Creo que de esta pequeña historia se pueden deducir algunas cosas útiles. La primera y principal es ésta: la vocación nos viene de Dios, la que Él quiere, cuando Él quiere y como Él quiere. La iniciativa es siempre de Dios. Él ilumina, atrae, descubre posibilidades insospechadas, levanta deseos y despierta responsabilidades. Toda nuestra vida es así. Él abre unas puertas y cierra otras. Él nos da el deseo y el gozo de dejarnos conducir por los caminos de su providencia.
La segunda es complementaria. Normalmente necesitamos un clima religioso intenso para oír su voz y seguir su llamamiento. La gracia de la vocación se percibe con la fuerza suficiente cuando uno vive en un clima religioso fuerte, intenso. Donde hay jóvenes que viven intensamente la piedad cristiana y descubren la experiencia del apostolado y del servicio al prójimo necesitado, allí surgen sin falta las vocaciones al sacerdocio, a la vida consagrada, al apostolado. Donde no hay una experiencia profunda de fe en Dios y de amor radical a Jesucristo no hay nada que esperar. Las tácticas pedagógicas o psicológicas no sirven de nada. No hay trucos.

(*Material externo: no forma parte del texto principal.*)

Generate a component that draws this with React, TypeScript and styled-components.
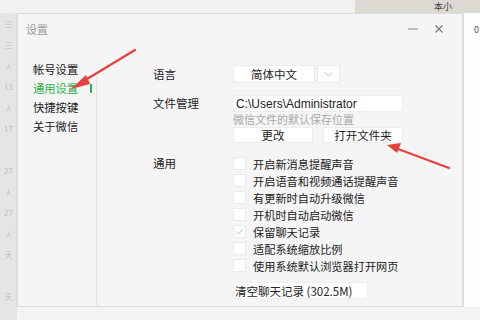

Y ahora menos que nunca.
Y por último, normalmente los jóvenes necesitan mediaciones y referencias concretas, el ejemplo de un sacerdote o de un religioso fervoroso, entusiasta, alegre, generoso, amigo no posesivo, que facilite los pasos necesarios para sentir la vocación y seguirla con entusiasmo y fortaleza.
Seamos nosotros referentes positivos y oremos para que nuestras Iglesias sean bendecidas y rejuvenecidas por el Espíritu Santo con muchas llamadas y muchas respuestas. España, el mundo, nos necesitan.